Without the pictures, return all of the material exactly as written.

● Supplied data
·····

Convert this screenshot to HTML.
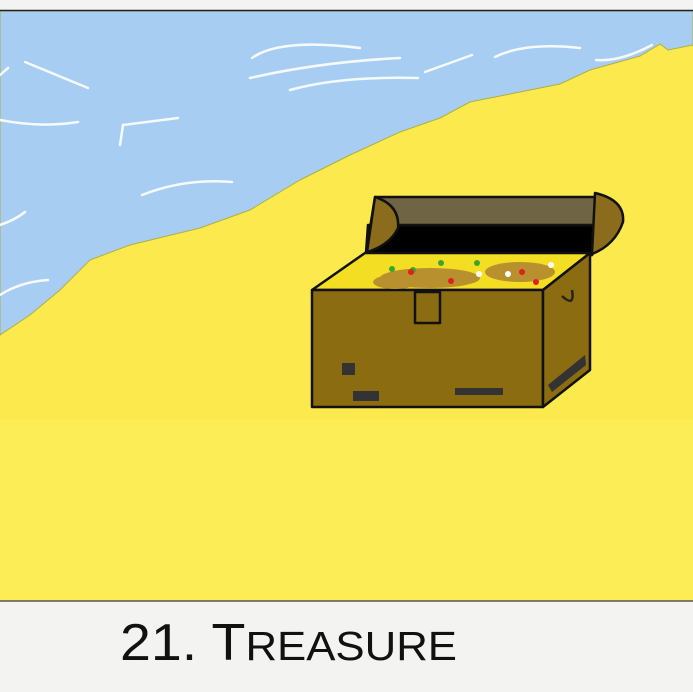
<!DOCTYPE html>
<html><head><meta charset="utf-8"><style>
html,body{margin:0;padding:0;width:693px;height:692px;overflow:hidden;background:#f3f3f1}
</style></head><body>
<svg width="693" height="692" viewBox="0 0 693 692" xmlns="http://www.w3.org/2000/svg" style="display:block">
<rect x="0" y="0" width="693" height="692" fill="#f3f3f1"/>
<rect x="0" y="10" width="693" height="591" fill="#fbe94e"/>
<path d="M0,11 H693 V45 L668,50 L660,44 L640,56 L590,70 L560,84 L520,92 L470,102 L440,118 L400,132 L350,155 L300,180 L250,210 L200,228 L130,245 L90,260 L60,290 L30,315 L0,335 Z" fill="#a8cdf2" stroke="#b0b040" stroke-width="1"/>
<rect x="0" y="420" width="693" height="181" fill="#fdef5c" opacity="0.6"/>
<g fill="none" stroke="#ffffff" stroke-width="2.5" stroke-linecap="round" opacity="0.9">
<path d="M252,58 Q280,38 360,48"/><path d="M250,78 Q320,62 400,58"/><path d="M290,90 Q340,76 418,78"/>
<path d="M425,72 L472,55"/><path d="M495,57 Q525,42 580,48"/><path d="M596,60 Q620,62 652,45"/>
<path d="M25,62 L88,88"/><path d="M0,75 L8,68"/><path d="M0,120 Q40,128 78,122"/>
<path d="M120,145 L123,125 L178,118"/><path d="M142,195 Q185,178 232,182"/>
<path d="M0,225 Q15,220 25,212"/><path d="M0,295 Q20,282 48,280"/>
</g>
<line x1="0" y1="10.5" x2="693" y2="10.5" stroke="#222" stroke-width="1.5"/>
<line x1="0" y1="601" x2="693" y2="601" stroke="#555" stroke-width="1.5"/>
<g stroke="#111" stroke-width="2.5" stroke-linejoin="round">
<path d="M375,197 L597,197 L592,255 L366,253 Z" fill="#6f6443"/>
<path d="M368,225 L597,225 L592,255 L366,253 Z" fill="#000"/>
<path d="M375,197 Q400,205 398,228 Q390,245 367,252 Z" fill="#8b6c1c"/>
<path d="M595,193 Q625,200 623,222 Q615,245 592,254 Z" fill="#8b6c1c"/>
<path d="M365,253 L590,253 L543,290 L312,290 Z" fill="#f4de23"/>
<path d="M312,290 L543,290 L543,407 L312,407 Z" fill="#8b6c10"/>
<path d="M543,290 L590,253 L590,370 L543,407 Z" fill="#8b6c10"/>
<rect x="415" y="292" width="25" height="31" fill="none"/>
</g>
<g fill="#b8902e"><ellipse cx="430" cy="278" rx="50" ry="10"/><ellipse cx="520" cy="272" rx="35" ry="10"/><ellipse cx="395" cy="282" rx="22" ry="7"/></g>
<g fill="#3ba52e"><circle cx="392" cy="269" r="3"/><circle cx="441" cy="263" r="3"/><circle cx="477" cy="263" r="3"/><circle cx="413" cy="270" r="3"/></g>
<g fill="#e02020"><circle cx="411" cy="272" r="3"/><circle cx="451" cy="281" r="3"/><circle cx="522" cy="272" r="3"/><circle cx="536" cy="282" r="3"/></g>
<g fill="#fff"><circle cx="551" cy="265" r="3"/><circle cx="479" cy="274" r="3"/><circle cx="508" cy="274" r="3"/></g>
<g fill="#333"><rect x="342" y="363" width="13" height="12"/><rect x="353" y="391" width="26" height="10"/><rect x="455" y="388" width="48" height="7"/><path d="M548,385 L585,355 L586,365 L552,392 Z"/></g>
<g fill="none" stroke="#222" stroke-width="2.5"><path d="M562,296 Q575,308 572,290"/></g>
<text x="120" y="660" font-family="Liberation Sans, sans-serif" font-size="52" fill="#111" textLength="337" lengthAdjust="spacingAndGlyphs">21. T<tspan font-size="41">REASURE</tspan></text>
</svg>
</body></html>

·····

● Task response
Convert this screenshot to HTML.
<!DOCTYPE html>
<html><head><meta charset="utf-8"><style>
html,body{margin:0;padding:0;width:693px;height:692px;overflow:hidden;background:#f3f3f1}
</style></head><body>
<svg width="693" height="692" viewBox="0 0 693 692" xmlns="http://www.w3.org/2000/svg" style="display:block">
<rect x="0" y="0" width="693" height="692" fill="#f3f3f1"/>
<rect x="0" y="10" width="693" height="591" fill="#fbe94e"/>
<path d="M0,11 H693 V45 L668,50 L660,44 L640,56 L590,70 L560,84 L520,92 L470,102 L440,118 L400,132 L350,155 L300,180 L250,210 L200,228 L130,245 L90,260 L60,290 L30,315 L0,335 Z" fill="#a8cdf2" stroke="#b0b040" stroke-width="1"/>
<rect x="0" y="420" width="693" height="181" fill="#fdef5c" opacity="0.6"/>
<g fill="none" stroke="#ffffff" stroke-width="2.5" stroke-linecap="round" opacity="0.9">
<path d="M252,58 Q280,38 360,48"/><path d="M250,78 Q320,62 400,58"/><path d="M290,90 Q340,76 418,78"/>
<path d="M425,72 L472,55"/><path d="M495,57 Q525,42 580,48"/><path d="M596,60 Q620,62 652,45"/>
<path d="M25,62 L88,88"/><path d="M0,75 L8,68"/><path d="M0,120 Q40,128 78,122"/>
<path d="M120,145 L123,125 L178,118"/><path d="M142,195 Q185,178 232,182"/>
<path d="M0,225 Q15,220 25,212"/><path d="M0,295 Q20,282 48,280"/>
</g>
<line x1="0" y1="10.5" x2="693" y2="10.5" stroke="#222" stroke-width="1.5"/>
<line x1="0" y1="601" x2="693" y2="601" stroke="#555" stroke-width="1.5"/>
<g stroke="#111" stroke-width="2.5" stroke-linejoin="round">
<path d="M375,197 L597,197 L592,255 L366,253 Z" fill="#6f6443"/>
<path d="M368,225 L597,225 L592,255 L366,253 Z" fill="#000"/>
<path d="M375,197 Q400,205 398,228 Q390,245 367,252 Z" fill="#8b6c1c"/>
<path d="M595,193 Q625,200 623,222 Q615,245 592,254 Z" fill="#8b6c1c"/>
<path d="M365,253 L590,253 L543,290 L312,290 Z" fill="#f4de23"/>
<path d="M312,290 L543,290 L543,407 L312,407 Z" fill="#8b6c10"/>
<path d="M543,290 L590,253 L590,370 L543,407 Z" fill="#8b6c10"/>
<rect x="415" y="292" width="25" height="31" fill="none"/>
</g>
<g fill="#b8902e"><ellipse cx="430" cy="278" rx="50" ry="10"/><ellipse cx="520" cy="272" rx="35" ry="10"/><ellipse cx="395" cy="282" rx="22" ry="7"/></g>
<g fill="#3ba52e"><circle cx="392" cy="269" r="3"/><circle cx="441" cy="263" r="3"/><circle cx="477" cy="263" r="3"/><circle cx="413" cy="270" r="3"/></g>
<g fill="#e02020"><circle cx="411" cy="272" r="3"/><circle cx="451" cy="281" r="3"/><circle cx="522" cy="272" r="3"/><circle cx="536" cy="282" r="3"/></g>
<g fill="#fff"><circle cx="551" cy="265" r="3"/><circle cx="479" cy="274" r="3"/><circle cx="508" cy="274" r="3"/></g>
<g fill="#333"><rect x="342" y="363" width="13" height="12"/><rect x="353" y="391" width="26" height="10"/><rect x="455" y="388" width="48" height="7"/><path d="M548,385 L585,355 L586,365 L552,392 Z"/></g>
<g fill="none" stroke="#222" stroke-width="2.5"><path d="M562,296 Q575,308 572,290"/></g>
<text x="120" y="660" font-family="Liberation Sans, sans-serif" font-size="52" fill="#111" textLength="337" lengthAdjust="spacingAndGlyphs">21. T<tspan font-size="41">REASURE</tspan></text>
</svg>
</body></html>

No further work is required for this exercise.